[Pages as source code]
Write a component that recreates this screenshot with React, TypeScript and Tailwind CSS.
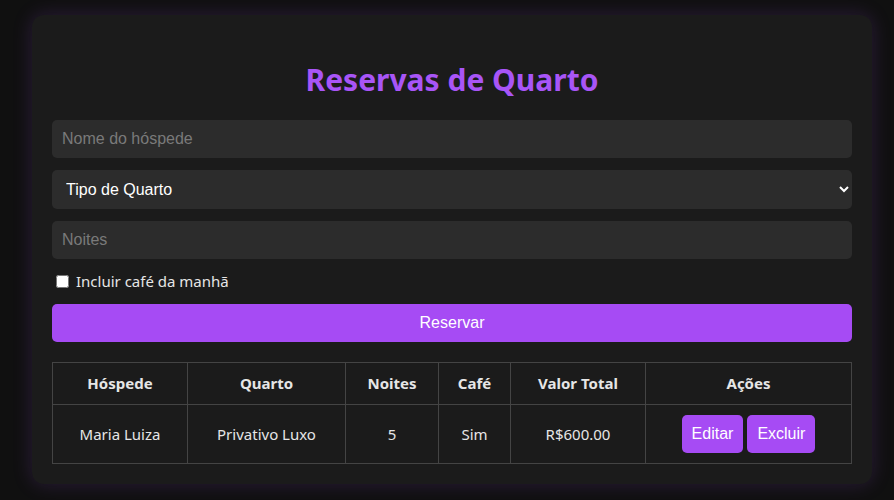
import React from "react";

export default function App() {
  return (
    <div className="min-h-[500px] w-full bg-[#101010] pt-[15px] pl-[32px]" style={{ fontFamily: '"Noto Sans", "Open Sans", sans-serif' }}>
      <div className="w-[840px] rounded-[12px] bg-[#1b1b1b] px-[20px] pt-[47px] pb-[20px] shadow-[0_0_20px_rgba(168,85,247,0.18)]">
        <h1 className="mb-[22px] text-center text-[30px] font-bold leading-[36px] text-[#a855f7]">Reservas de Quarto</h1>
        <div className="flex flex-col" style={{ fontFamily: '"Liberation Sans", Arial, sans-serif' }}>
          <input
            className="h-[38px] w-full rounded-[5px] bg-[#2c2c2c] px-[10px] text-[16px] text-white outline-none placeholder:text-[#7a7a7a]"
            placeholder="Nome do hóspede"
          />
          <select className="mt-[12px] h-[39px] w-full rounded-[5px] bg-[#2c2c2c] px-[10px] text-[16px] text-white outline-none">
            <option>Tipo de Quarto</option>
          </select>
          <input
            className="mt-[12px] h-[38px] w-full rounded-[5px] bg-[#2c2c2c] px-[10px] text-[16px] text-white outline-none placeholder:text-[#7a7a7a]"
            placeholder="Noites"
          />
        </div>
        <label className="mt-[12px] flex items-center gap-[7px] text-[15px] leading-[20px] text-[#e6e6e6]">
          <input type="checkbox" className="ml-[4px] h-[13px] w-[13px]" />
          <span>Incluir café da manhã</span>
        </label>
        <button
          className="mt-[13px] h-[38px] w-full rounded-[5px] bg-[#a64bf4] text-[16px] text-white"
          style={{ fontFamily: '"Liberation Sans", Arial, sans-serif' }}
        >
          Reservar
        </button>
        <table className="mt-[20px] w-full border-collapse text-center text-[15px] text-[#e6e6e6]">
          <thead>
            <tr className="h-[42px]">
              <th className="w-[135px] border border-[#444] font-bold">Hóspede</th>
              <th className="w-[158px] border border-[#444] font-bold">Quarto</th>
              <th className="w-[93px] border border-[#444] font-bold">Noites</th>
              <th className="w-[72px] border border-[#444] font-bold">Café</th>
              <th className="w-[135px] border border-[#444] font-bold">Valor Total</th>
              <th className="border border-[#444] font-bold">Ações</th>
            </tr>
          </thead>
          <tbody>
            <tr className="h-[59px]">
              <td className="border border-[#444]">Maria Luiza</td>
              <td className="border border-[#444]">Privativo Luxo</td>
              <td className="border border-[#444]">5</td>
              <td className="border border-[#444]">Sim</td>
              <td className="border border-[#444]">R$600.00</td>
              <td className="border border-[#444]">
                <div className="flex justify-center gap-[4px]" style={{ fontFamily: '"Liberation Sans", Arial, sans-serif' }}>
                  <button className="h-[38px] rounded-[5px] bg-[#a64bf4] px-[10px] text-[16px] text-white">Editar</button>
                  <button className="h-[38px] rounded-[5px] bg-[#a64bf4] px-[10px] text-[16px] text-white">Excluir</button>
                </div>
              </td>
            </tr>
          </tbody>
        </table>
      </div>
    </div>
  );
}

==

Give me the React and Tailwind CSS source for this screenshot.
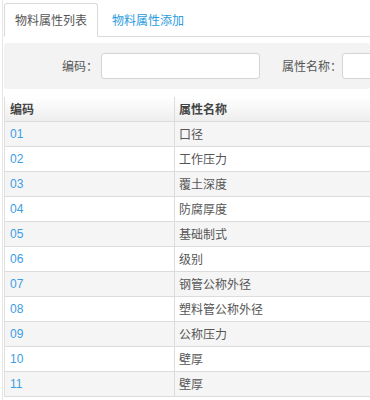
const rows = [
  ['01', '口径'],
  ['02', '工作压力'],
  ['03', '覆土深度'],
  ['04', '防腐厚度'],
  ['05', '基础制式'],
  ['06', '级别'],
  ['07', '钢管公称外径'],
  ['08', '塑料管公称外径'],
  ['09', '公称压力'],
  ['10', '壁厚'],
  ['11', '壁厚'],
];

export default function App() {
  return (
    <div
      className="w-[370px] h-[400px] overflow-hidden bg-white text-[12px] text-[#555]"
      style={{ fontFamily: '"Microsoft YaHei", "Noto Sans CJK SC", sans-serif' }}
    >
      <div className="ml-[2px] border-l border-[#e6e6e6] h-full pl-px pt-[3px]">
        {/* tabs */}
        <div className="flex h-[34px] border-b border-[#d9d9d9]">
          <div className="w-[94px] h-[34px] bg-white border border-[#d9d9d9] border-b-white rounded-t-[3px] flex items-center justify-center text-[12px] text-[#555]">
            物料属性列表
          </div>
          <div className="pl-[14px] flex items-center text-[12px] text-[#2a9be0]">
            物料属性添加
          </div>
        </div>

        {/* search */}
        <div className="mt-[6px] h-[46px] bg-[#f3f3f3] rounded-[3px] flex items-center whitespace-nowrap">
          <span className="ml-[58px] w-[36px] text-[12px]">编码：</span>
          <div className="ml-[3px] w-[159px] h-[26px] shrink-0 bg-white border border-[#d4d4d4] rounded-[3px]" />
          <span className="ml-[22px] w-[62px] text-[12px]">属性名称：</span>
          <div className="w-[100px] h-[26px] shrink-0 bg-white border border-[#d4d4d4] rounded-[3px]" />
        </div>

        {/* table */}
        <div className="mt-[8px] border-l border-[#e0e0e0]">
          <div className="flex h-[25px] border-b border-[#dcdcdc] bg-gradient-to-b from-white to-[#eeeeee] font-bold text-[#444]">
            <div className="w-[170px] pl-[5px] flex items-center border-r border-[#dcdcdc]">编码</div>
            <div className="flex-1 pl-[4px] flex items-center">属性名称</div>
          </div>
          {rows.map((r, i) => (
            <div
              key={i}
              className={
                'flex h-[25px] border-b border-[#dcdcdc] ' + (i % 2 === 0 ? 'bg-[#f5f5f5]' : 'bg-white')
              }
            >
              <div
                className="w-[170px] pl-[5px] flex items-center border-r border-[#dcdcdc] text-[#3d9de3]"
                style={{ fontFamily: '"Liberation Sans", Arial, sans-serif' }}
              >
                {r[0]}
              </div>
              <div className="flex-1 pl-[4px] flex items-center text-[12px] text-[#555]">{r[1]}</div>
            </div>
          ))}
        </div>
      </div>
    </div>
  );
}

Your objective —
Give again, word for word, the part that opens with the line containing "Write a component" and closes with the one containing "import React from". Include both of those lines and skip all pictures.

Finished answer —
Write a component that recreates this screenshot with React, TypeScript and Tailwind CSS.
import React from "react";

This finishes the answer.